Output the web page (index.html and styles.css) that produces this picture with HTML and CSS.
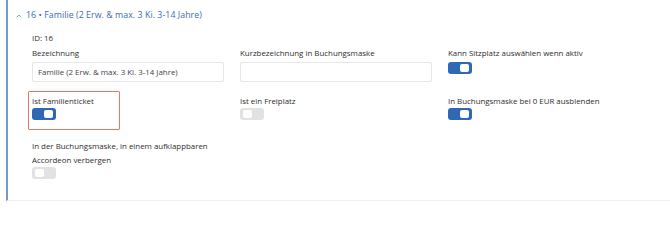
FILE: index.html
```html
<!DOCTYPE html>
<html lang="de">
<head>
<meta charset="utf-8">
<link rel="stylesheet" href="styles.css">
</head>
<body>
<section class="panel">
  <header class="panel-head">
    <svg class="chev" width="6" height="4" viewBox="0 0 6 4"><path d="M0.6 3.4 L3 1 L5.4 3.4" fill="none" stroke="#5bb89a" stroke-width="0.9"/></svg>
    <span class="title">16 • Familie (2 Erw. &amp; max. 3 Ki. 3-14 Jahre)</span>
  </header>
  <div class="body">
    <div class="id">ID: 16</div>
    <div class="grid row1">
      <div class="field">
        <label class="lbl">Bezeichnung</label>
        <div class="input">Familie (2 Erw. &amp; max. 3 Ki. 3-14 Jahre)</div>
      </div>
      <div class="field">
        <label class="lbl">Kurzbezeichnung in Buchungsmaske</label>
        <div class="input"></div>
      </div>
      <div class="field">
        <label class="lbl">Kann Sitzplatz auswählen wenn aktiv</label>
        <span class="toggle on"></span>
      </div>
    </div>
    <div class="grid row2">
      <div class="field hl">
        <span class="highlight"></span>
        <label class="lbl">Ist Familienticket</label>
        <span class="toggle on"></span>
      </div>
      <div class="field">
        <label class="lbl">Ist ein Freiplatz</label>
        <span class="toggle off"></span>
      </div>
      <div class="field">
        <label class="lbl">In Buchungsmaske bei 0 EUR ausblenden</label>
        <span class="toggle on"></span>
      </div>
    </div>
    <div class="grid row3">
      <div class="field">
        <label class="lbl">In der Buchungsmaske, in einem aufklappbaren Accordeon verbergen</label>
        <span class="toggle off"></span>
      </div>
    </div>
  </div>
</section>
</body>
</html>
```
FILE: styles.css
```css
* { box-sizing: border-box; }
html, body { margin: 0; padding: 0; background: #fff; }
body {
  font-family: "Open Sans", "Noto Sans", sans-serif;
  font-size: 7.9px;
  color: #2e2e2e;
  width: 670px;
  height: 202px;
  overflow: hidden;
}
.panel {
  margin-left: 6px;
  border-left: 2px solid #7398c9;
  border-bottom: 1px solid #f0f0f0;
  height: 201px;
  width: 664px;
}
.panel-head {
  display: flex;
  align-items: center;
  height: 30px;
  padding-left: 8px;
  gap: 4px;
}
.chev { display: block; margin-top: 1px; }
.title {
  color: #3a6db3;
  font-size: 8.8px;
  letter-spacing: 0.05px;
}
.body { padding-left: 24px; }
.id { height: 16px; line-height: 16px; margin-top: 0; }
.grid {
  display: grid;
  grid-template-columns: 192px 192px 192px;
  column-gap: 16px;
}
.field { position: relative; display: flex; flex-direction: column; align-items: flex-start; }
.lbl { display: block; line-height: 14px; }
.input {
  margin-top: 2px;
  width: 192px;
  height: 20px;
  border: 1px solid #e6e6e6;
  border-radius: 2px;
  padding: 0 5px;
  line-height: 18px;
  color: #444;
}
.row1 .toggle { margin-top: 2px; }
.row2 { margin-top: 12px; }
.row3 { margin-top: 19px; }
.row3 .lbl { width: 210px; }
.toggle {
  position: relative;
  display: block;
  width: 24px;
  height: 12px;
  border-radius: 3px;
}
.toggle::after {
  content: "";
  position: absolute;
  top: 2px;
  width: 9px;
  height: 8px;
  border-radius: 2px;
  background: #fff;
}
.toggle.on { background: #2f68b5; }
.toggle.on::after { right: 3px; }
.toggle.off { background: #e2e2e2; }
.toggle.off::after { left: 3px; }
.highlight {
  position: absolute;
  left: -4px;
  top: -3px;
  width: 92px;
  height: 39px;
  border: 1px solid #e07b68;
  border-radius: 1px;
}
```
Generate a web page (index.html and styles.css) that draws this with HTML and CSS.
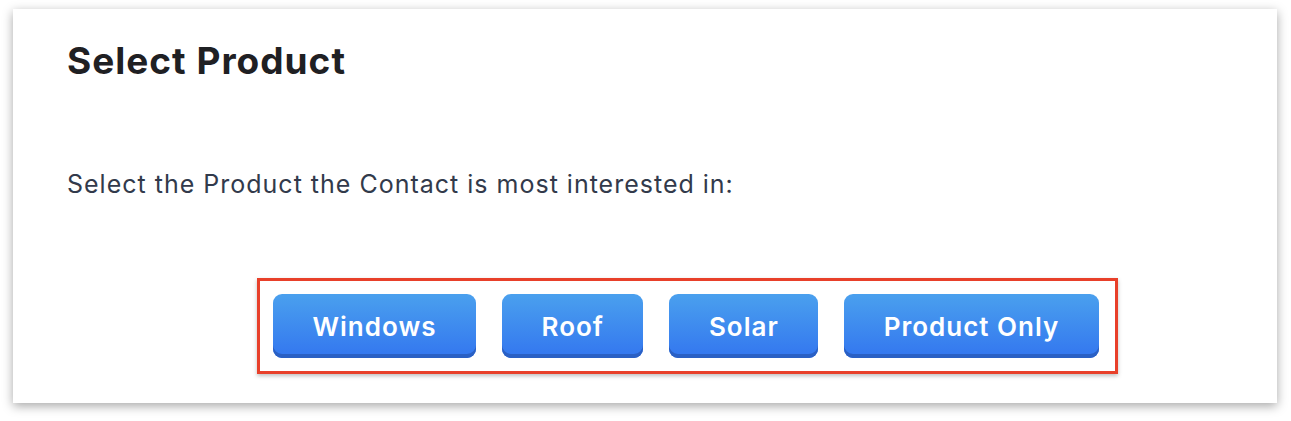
FILE: index.html
```html
<!DOCTYPE html>
<html>
<head>
<meta charset="utf-8">
<link rel="stylesheet" href="styles.css">
</head>
<body>
<div class="card">
  <h1 class="title">Select Product</h1>
  <p class="prompt">Select the Product the Contact is most interested in:</p>
  <div class="choices">
    <button class="btn">Windows</button>
    <button class="btn">Roof</button>
    <button class="btn">Solar</button>
    <button class="btn">Product Only</button>
  </div>
</div>
</body>
</html>
```
FILE: styles.css
```css
html, body {
  margin: 0;
  background: #ffffff;
}
body {
  padding: 9px 14px 18px 13px;
  font-family: "Inter", "Noto Sans", sans-serif;
}
.card {
  background: #ffffff;
  box-shadow: 0 3px 10px rgba(0, 0, 0, 0.35);
  height: 394px;
  box-sizing: border-box;
  padding: 30px 0 0 54px;
}
.title {
  margin: 0;
  font-size: 37px;
  line-height: 44px;
  font-weight: 700;
  color: #1f2023;
  letter-spacing: 1px;
}
.prompt {
  margin: 86px 0 0 0;
  font-size: 25px;
  line-height: 30px;
  color: #323a4b;
  letter-spacing: 1px;
}
.choices {
  display: inline-flex;
  gap: 26px;
  margin: 79px 0 0 190px;
  padding: 13px 16px 13px 13px;
  border: 3px solid #e8402a;
  box-shadow: 0 2px 4px rgba(0, 0, 0, 0.25);
}
.btn {
  font-family: "Inter", "Noto Sans", sans-serif;
  font-size: 26px;
  font-weight: 600;
  letter-spacing: 1px;
  color: #ffffff;
  height: 64px;
  padding: 0 39.5px;
  border: none;
  border-radius: 9px;
  background: linear-gradient(#4aa0ee, #3376ef);
  box-shadow: inset 0 -4px 0 #2a60c4;
  cursor: pointer;
}
```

━━━━━━━━━━━━━━━━

Reproduce the whole listing word for word, setting aside any pictures.

Output the web page (index.html and styles.css) that produces this picture with HTML and CSS.
FILE: index.html
```html
<!DOCTYPE html>
<html lang="de">
<head>
<meta charset="utf-8">
<link rel="stylesheet" href="styles.css">
</head>
<body>
<section class="panel">
  <header class="panel-head">
    <svg class="chev" width="6" height="4" viewBox="0 0 6 4"><path d="M0.6 3.4 L3 1 L5.4 3.4" fill="none" stroke="#5bb89a" stroke-width="0.9"/></svg>
    <span class="title">16 • Familie (2 Erw. &amp; max. 3 Ki. 3-14 Jahre)</span>
  </header>
  <div class="body">
    <div class="id">ID: 16</div>
    <div class="grid row1">
      <div class="field">
        <label class="lbl">Bezeichnung</label>
        <div class="input">Familie (2 Erw. &amp; max. 3 Ki. 3-14 Jahre)</div>
      </div>
      <div class="field">
        <label class="lbl">Kurzbezeichnung in Buchungsmaske</label>
        <div class="input"></div>
      </div>
      <div class="field">
        <label class="lbl">Kann Sitzplatz auswählen wenn aktiv</label>
        <span class="toggle on"></span>
      </div>
    </div>
    <div class="grid row2">
      <div class="field hl">
        <span class="highlight"></span>
        <label class="lbl">Ist Familienticket</label>
        <span class="toggle on"></span>
      </div>
      <div class="field">
        <label class="lbl">Ist ein Freiplatz</label>
        <span class="toggle off"></span>
      </div>
      <div class="field">
        <label class="lbl">In Buchungsmaske bei 0 EUR ausblenden</label>
        <span class="toggle on"></span>
      </div>
    </div>
    <div class="grid row3">
      <div class="field">
        <label class="lbl">In der Buchungsmaske, in einem aufklappbaren Accordeon verbergen</label>
        <span class="toggle off"></span>
      </div>
    </div>
  </div>
</section>
</body>
</html>
```
FILE: styles.css
```css
* { box-sizing: border-box; }
html, body { margin: 0; padding: 0; background: #fff; }
body {
  font-family: "Open Sans", "Noto Sans", sans-serif;
  font-size: 7.9px;
  color: #2e2e2e;
  width: 670px;
  height: 202px;
  overflow: hidden;
}
.panel {
  margin-left: 6px;
  border-left: 2px solid #7398c9;
  border-bottom: 1px solid #f0f0f0;
  height: 201px;
  width: 664px;
}
.panel-head {
  display: flex;
  align-items: center;
  height: 30px;
  padding-left: 8px;
  gap: 4px;
}
.chev { display: block; margin-top: 1px; }
.title {
  color: #3a6db3;
  font-size: 8.8px;
  letter-spacing: 0.05px;
}
.body { padding-left: 24px; }
.id { height: 16px; line-height: 16px; margin-top: 0; }
.grid {
  display: grid;
  grid-template-columns: 192px 192px 192px;
  column-gap: 16px;
}
.field { position: relative; display: flex; flex-direction: column; align-items: flex-start; }
.lbl { display: block; line-height: 14px; }
.input {
  margin-top: 2px;
  width: 192px;
  height: 20px;
  border: 1px solid #e6e6e6;
  border-radius: 2px;
  padding: 0 5px;
  line-height: 18px;
  color: #444;
}
.row1 .toggle { margin-top: 2px; }
.row2 { margin-top: 12px; }
.row3 { margin-top: 19px; }
.row3 .lbl { width: 210px; }
.toggle {
  position: relative;
  display: block;
  width: 24px;
  height: 12px;
  border-radius: 3px;
}
.toggle::after {
  content: "";
  position: absolute;
  top: 2px;
  width: 9px;
  height: 8px;
  border-radius: 2px;
  background: #fff;
}
.toggle.on { background: #2f68b5; }
.toggle.on::after { right: 3px; }
.toggle.off { background: #e2e2e2; }
.toggle.off::after { left: 3px; }
.highlight {
  position: absolute;
  left: -4px;
  top: -3px;
  width: 92px;
  height: 39px;
  border: 1px solid #e07b68;
  border-radius: 1px;
}
```
Generate a web page (index.html and styles.css) that draws this with HTML and CSS.
FILE: index.html
```html
<!DOCTYPE html>
<html>
<head>
<meta charset="utf-8">
<link rel="stylesheet" href="styles.css">
</head>
<body>
<div class="card">
  <h1 class="title">Select Product</h1>
  <p class="prompt">Select the Product the Contact is most interested in:</p>
  <div class="choices">
    <button class="btn">Windows</button>
    <button class="btn">Roof</button>
    <button class="btn">Solar</button>
    <button class="btn">Product Only</button>
  </div>
</div>
</body>
</html>
```
FILE: styles.css
```css
html, body {
  margin: 0;
  background: #ffffff;
}
body {
  padding: 9px 14px 18px 13px;
  font-family: "Inter", "Noto Sans", sans-serif;
}
.card {
  background: #ffffff;
  box-shadow: 0 3px 10px rgba(0, 0, 0, 0.35);
  height: 394px;
  box-sizing: border-box;
  padding: 30px 0 0 54px;
}
.title {
  margin: 0;
  font-size: 37px;
  line-height: 44px;
  font-weight: 700;
  color: #1f2023;
  letter-spacing: 1px;
}
.prompt {
  margin: 86px 0 0 0;
  font-size: 25px;
  line-height: 30px;
  color: #323a4b;
  letter-spacing: 1px;
}
.choices {
  display: inline-flex;
  gap: 26px;
  margin: 79px 0 0 190px;
  padding: 13px 16px 13px 13px;
  border: 3px solid #e8402a;
  box-shadow: 0 2px 4px rgba(0, 0, 0, 0.25);
}
.btn {
  font-family: "Inter", "Noto Sans", sans-serif;
  font-size: 26px;
  font-weight: 600;
  letter-spacing: 1px;
  color: #ffffff;
  height: 64px;
  padding: 0 39.5px;
  border: none;
  border-radius: 9px;
  background: linear-gradient(#4aa0ee, #3376ef);
  box-shadow: inset 0 -4px 0 #2a60c4;
  cursor: pointer;
}
```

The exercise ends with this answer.